▶ DATA PROVIDED

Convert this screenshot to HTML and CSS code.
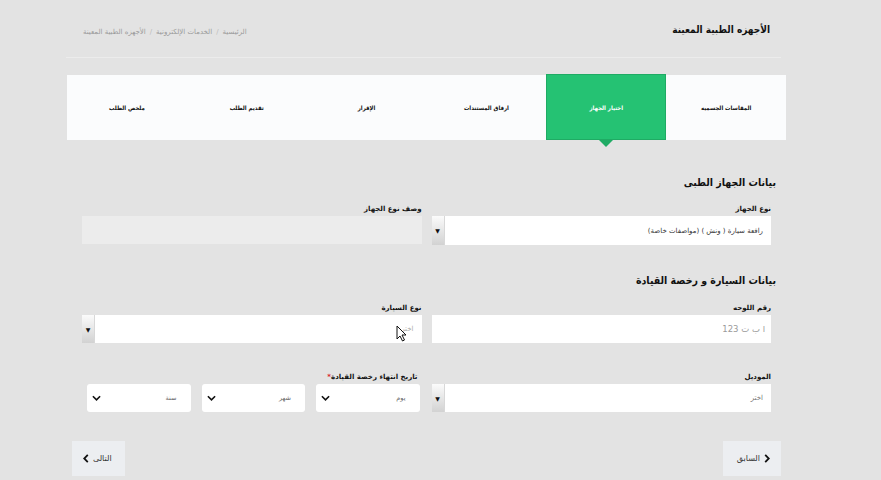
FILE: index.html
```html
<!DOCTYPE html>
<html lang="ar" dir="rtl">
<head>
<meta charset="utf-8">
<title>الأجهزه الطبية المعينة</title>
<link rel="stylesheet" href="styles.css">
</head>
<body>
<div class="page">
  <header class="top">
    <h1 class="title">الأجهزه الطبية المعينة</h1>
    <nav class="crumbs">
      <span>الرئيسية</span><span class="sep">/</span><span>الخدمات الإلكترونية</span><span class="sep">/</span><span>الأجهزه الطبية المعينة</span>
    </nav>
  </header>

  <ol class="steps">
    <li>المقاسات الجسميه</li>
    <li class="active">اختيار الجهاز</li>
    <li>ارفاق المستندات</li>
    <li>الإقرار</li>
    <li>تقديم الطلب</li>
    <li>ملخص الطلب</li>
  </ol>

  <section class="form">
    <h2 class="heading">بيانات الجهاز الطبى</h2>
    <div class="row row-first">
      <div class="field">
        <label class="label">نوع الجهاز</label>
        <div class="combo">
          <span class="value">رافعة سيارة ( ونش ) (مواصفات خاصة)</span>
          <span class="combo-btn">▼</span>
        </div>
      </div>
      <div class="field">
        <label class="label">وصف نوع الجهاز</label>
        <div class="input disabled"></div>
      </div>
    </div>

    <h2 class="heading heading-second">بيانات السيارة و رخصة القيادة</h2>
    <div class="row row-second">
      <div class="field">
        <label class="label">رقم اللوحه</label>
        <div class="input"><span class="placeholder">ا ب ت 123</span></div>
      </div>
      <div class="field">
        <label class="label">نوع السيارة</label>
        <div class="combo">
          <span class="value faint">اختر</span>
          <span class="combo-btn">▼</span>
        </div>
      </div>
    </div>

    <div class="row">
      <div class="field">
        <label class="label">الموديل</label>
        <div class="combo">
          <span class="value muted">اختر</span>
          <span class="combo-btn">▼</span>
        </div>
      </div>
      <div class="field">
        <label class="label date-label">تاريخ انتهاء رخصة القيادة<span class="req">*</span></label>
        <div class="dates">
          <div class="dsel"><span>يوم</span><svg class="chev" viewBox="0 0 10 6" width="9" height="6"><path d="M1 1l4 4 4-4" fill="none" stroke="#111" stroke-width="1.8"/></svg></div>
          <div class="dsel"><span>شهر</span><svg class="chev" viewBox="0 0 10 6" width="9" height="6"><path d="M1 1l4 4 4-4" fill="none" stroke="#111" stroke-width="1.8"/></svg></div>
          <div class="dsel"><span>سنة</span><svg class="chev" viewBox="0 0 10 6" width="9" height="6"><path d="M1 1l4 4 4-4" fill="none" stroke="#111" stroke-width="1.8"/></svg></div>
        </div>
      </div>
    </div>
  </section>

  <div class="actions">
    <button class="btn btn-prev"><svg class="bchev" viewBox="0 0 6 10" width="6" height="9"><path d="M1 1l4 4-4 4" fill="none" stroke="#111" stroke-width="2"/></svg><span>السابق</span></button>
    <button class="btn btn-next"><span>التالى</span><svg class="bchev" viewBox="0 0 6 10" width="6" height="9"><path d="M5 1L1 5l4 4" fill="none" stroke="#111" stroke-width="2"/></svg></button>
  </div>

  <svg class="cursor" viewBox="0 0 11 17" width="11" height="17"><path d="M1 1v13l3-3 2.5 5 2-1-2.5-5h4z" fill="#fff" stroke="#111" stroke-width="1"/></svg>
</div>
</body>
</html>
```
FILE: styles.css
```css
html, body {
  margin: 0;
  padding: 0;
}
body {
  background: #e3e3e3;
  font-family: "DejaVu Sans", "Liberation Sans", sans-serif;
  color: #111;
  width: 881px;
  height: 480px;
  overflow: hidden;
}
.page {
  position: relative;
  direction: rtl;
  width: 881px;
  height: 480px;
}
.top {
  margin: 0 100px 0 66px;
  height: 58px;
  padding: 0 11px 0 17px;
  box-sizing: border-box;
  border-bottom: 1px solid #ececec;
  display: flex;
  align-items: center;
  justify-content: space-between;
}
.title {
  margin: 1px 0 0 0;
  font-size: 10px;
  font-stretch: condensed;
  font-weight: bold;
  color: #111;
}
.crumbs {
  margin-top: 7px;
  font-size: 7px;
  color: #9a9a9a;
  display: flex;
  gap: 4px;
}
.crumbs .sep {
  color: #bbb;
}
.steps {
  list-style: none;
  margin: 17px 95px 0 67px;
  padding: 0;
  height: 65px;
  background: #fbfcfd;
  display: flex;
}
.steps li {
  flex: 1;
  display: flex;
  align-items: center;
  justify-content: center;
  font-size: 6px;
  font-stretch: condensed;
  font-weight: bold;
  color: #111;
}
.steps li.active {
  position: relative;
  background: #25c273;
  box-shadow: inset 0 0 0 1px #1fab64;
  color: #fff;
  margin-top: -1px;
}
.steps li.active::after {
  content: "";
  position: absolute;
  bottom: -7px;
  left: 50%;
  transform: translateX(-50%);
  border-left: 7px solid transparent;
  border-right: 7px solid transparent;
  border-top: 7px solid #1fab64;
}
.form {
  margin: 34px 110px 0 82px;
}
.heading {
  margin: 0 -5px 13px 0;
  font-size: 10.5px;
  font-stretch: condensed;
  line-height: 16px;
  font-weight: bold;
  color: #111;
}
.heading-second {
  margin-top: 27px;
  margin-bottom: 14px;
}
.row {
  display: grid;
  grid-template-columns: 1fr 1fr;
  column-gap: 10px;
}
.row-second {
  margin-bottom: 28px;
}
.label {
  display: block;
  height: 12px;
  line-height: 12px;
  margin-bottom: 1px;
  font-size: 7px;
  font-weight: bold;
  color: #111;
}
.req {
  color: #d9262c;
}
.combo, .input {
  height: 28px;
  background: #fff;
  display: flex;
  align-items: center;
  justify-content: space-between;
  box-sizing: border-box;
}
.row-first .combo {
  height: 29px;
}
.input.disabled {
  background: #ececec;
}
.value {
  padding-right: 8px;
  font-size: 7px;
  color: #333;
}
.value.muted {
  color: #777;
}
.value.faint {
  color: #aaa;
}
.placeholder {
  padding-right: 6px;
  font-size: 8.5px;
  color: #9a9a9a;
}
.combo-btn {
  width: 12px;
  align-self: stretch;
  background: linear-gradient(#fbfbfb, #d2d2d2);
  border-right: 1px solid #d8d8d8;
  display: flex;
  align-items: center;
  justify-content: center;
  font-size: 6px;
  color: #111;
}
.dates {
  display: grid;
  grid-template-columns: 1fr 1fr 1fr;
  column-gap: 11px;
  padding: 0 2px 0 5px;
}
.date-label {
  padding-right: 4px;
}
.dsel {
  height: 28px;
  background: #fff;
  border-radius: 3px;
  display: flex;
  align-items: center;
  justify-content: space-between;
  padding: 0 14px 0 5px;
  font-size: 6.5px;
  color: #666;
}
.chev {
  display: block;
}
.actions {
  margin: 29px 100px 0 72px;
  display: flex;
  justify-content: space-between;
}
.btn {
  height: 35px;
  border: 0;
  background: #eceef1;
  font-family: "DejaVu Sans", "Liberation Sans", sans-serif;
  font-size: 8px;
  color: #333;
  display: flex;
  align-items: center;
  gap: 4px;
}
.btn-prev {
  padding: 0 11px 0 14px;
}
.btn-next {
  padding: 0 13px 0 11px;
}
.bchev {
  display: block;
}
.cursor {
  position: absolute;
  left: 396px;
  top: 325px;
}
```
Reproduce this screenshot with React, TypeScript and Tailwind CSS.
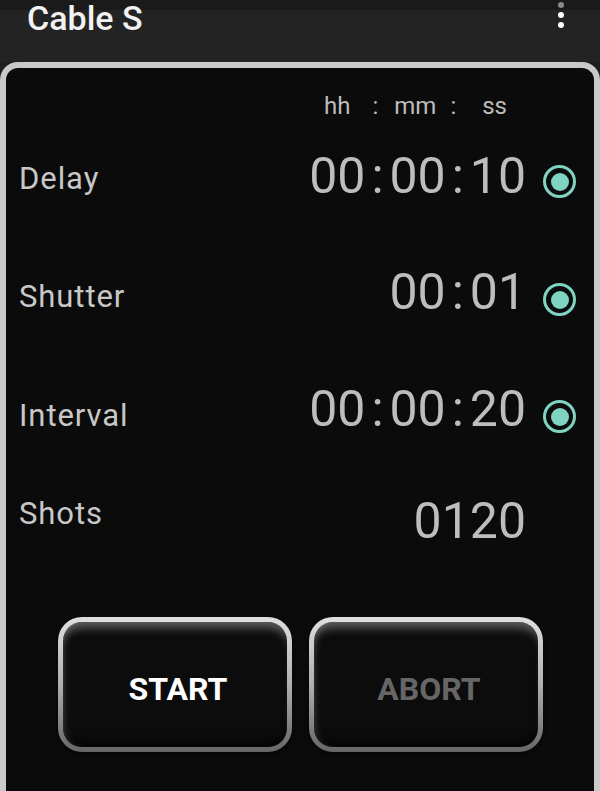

▶ REQUEST
Copy the records above exactly, leaving out every picture.

▶ OUTPUT
Convert this screenshot to HTML and CSS code.
FILE: index.html
```html
<!DOCTYPE html>
<html lang="ar" dir="rtl">
<head>
<meta charset="utf-8">
<title>الأجهزه الطبية المعينة</title>
<link rel="stylesheet" href="styles.css">
</head>
<body>
<div class="page">
  <header class="top">
    <h1 class="title">الأجهزه الطبية المعينة</h1>
    <nav class="crumbs">
      <span>الرئيسية</span><span class="sep">/</span><span>الخدمات الإلكترونية</span><span class="sep">/</span><span>الأجهزه الطبية المعينة</span>
    </nav>
  </header>

  <ol class="steps">
    <li>المقاسات الجسميه</li>
    <li class="active">اختيار الجهاز</li>
    <li>ارفاق المستندات</li>
    <li>الإقرار</li>
    <li>تقديم الطلب</li>
    <li>ملخص الطلب</li>
  </ol>

  <section class="form">
    <h2 class="heading">بيانات الجهاز الطبى</h2>
    <div class="row row-first">
      <div class="field">
        <label class="label">نوع الجهاز</label>
        <div class="combo">
          <span class="value">رافعة سيارة ( ونش ) (مواصفات خاصة)</span>
          <span class="combo-btn">▼</span>
        </div>
      </div>
      <div class="field">
        <label class="label">وصف نوع الجهاز</label>
        <div class="input disabled"></div>
      </div>
    </div>

    <h2 class="heading heading-second">بيانات السيارة و رخصة القيادة</h2>
    <div class="row row-second">
      <div class="field">
        <label class="label">رقم اللوحه</label>
        <div class="input"><span class="placeholder">ا ب ت 123</span></div>
      </div>
      <div class="field">
        <label class="label">نوع السيارة</label>
        <div class="combo">
          <span class="value faint">اختر</span>
          <span class="combo-btn">▼</span>
        </div>
      </div>
    </div>

    <div class="row">
      <div class="field">
        <label class="label">الموديل</label>
        <div class="combo">
          <span class="value muted">اختر</span>
          <span class="combo-btn">▼</span>
        </div>
      </div>
      <div class="field">
        <label class="label date-label">تاريخ انتهاء رخصة القيادة<span class="req">*</span></label>
        <div class="dates">
          <div class="dsel"><span>يوم</span><svg class="chev" viewBox="0 0 10 6" width="9" height="6"><path d="M1 1l4 4 4-4" fill="none" stroke="#111" stroke-width="1.8"/></svg></div>
          <div class="dsel"><span>شهر</span><svg class="chev" viewBox="0 0 10 6" width="9" height="6"><path d="M1 1l4 4 4-4" fill="none" stroke="#111" stroke-width="1.8"/></svg></div>
          <div class="dsel"><span>سنة</span><svg class="chev" viewBox="0 0 10 6" width="9" height="6"><path d="M1 1l4 4 4-4" fill="none" stroke="#111" stroke-width="1.8"/></svg></div>
        </div>
      </div>
    </div>
  </section>

  <div class="actions">
    <button class="btn btn-prev"><svg class="bchev" viewBox="0 0 6 10" width="6" height="9"><path d="M1 1l4 4-4 4" fill="none" stroke="#111" stroke-width="2"/></svg><span>السابق</span></button>
    <button class="btn btn-next"><span>التالى</span><svg class="bchev" viewBox="0 0 6 10" width="6" height="9"><path d="M5 1L1 5l4 4" fill="none" stroke="#111" stroke-width="2"/></svg></button>
  </div>

  <svg class="cursor" viewBox="0 0 11 17" width="11" height="17"><path d="M1 1v13l3-3 2.5 5 2-1-2.5-5h4z" fill="#fff" stroke="#111" stroke-width="1"/></svg>
</div>
</body>
</html>
```
FILE: styles.css
```css
html, body {
  margin: 0;
  padding: 0;
}
body {
  background: #e3e3e3;
  font-family: "DejaVu Sans", "Liberation Sans", sans-serif;
  color: #111;
  width: 881px;
  height: 480px;
  overflow: hidden;
}
.page {
  position: relative;
  direction: rtl;
  width: 881px;
  height: 480px;
}
.top {
  margin: 0 100px 0 66px;
  height: 58px;
  padding: 0 11px 0 17px;
  box-sizing: border-box;
  border-bottom: 1px solid #ececec;
  display: flex;
  align-items: center;
  justify-content: space-between;
}
.title {
  margin: 1px 0 0 0;
  font-size: 10px;
  font-stretch: condensed;
  font-weight: bold;
  color: #111;
}
.crumbs {
  margin-top: 7px;
  font-size: 7px;
  color: #9a9a9a;
  display: flex;
  gap: 4px;
}
.crumbs .sep {
  color: #bbb;
}
.steps {
  list-style: none;
  margin: 17px 95px 0 67px;
  padding: 0;
  height: 65px;
  background: #fbfcfd;
  display: flex;
}
.steps li {
  flex: 1;
  display: flex;
  align-items: center;
  justify-content: center;
  font-size: 6px;
  font-stretch: condensed;
  font-weight: bold;
  color: #111;
}
.steps li.active {
  position: relative;
  background: #25c273;
  box-shadow: inset 0 0 0 1px #1fab64;
  color: #fff;
  margin-top: -1px;
}
.steps li.active::after {
  content: "";
  position: absolute;
  bottom: -7px;
  left: 50%;
  transform: translateX(-50%);
  border-left: 7px solid transparent;
  border-right: 7px solid transparent;
  border-top: 7px solid #1fab64;
}
.form {
  margin: 34px 110px 0 82px;
}
.heading {
  margin: 0 -5px 13px 0;
  font-size: 10.5px;
  font-stretch: condensed;
  line-height: 16px;
  font-weight: bold;
  color: #111;
}
.heading-second {
  margin-top: 27px;
  margin-bottom: 14px;
}
.row {
  display: grid;
  grid-template-columns: 1fr 1fr;
  column-gap: 10px;
}
.row-second {
  margin-bottom: 28px;
}
.label {
  display: block;
  height: 12px;
  line-height: 12px;
  margin-bottom: 1px;
  font-size: 7px;
  font-weight: bold;
  color: #111;
}
.req {
  color: #d9262c;
}
.combo, .input {
  height: 28px;
  background: #fff;
  display: flex;
  align-items: center;
  justify-content: space-between;
  box-sizing: border-box;
}
.row-first .combo {
  height: 29px;
}
.input.disabled {
  background: #ececec;
}
.value {
  padding-right: 8px;
  font-size: 7px;
  color: #333;
}
.value.muted {
  color: #777;
}
.value.faint {
  color: #aaa;
}
.placeholder {
  padding-right: 6px;
  font-size: 8.5px;
  color: #9a9a9a;
}
.combo-btn {
  width: 12px;
  align-self: stretch;
  background: linear-gradient(#fbfbfb, #d2d2d2);
  border-right: 1px solid #d8d8d8;
  display: flex;
  align-items: center;
  justify-content: center;
  font-size: 6px;
  color: #111;
}
.dates {
  display: grid;
  grid-template-columns: 1fr 1fr 1fr;
  column-gap: 11px;
  padding: 0 2px 0 5px;
}
.date-label {
  padding-right: 4px;
}
.dsel {
  height: 28px;
  background: #fff;
  border-radius: 3px;
  display: flex;
  align-items: center;
  justify-content: space-between;
  padding: 0 14px 0 5px;
  font-size: 6.5px;
  color: #666;
}
.chev {
  display: block;
}
.actions {
  margin: 29px 100px 0 72px;
  display: flex;
  justify-content: space-between;
}
.btn {
  height: 35px;
  border: 0;
  background: #eceef1;
  font-family: "DejaVu Sans", "Liberation Sans", sans-serif;
  font-size: 8px;
  color: #333;
  display: flex;
  align-items: center;
  gap: 4px;
}
.btn-prev {
  padding: 0 11px 0 14px;
}
.btn-next {
  padding: 0 13px 0 11px;
}
.bchev {
  display: block;
}
.cursor {
  position: absolute;
  left: 396px;
  top: 325px;
}
```
Reproduce this screenshot with React, TypeScript and Tailwind CSS.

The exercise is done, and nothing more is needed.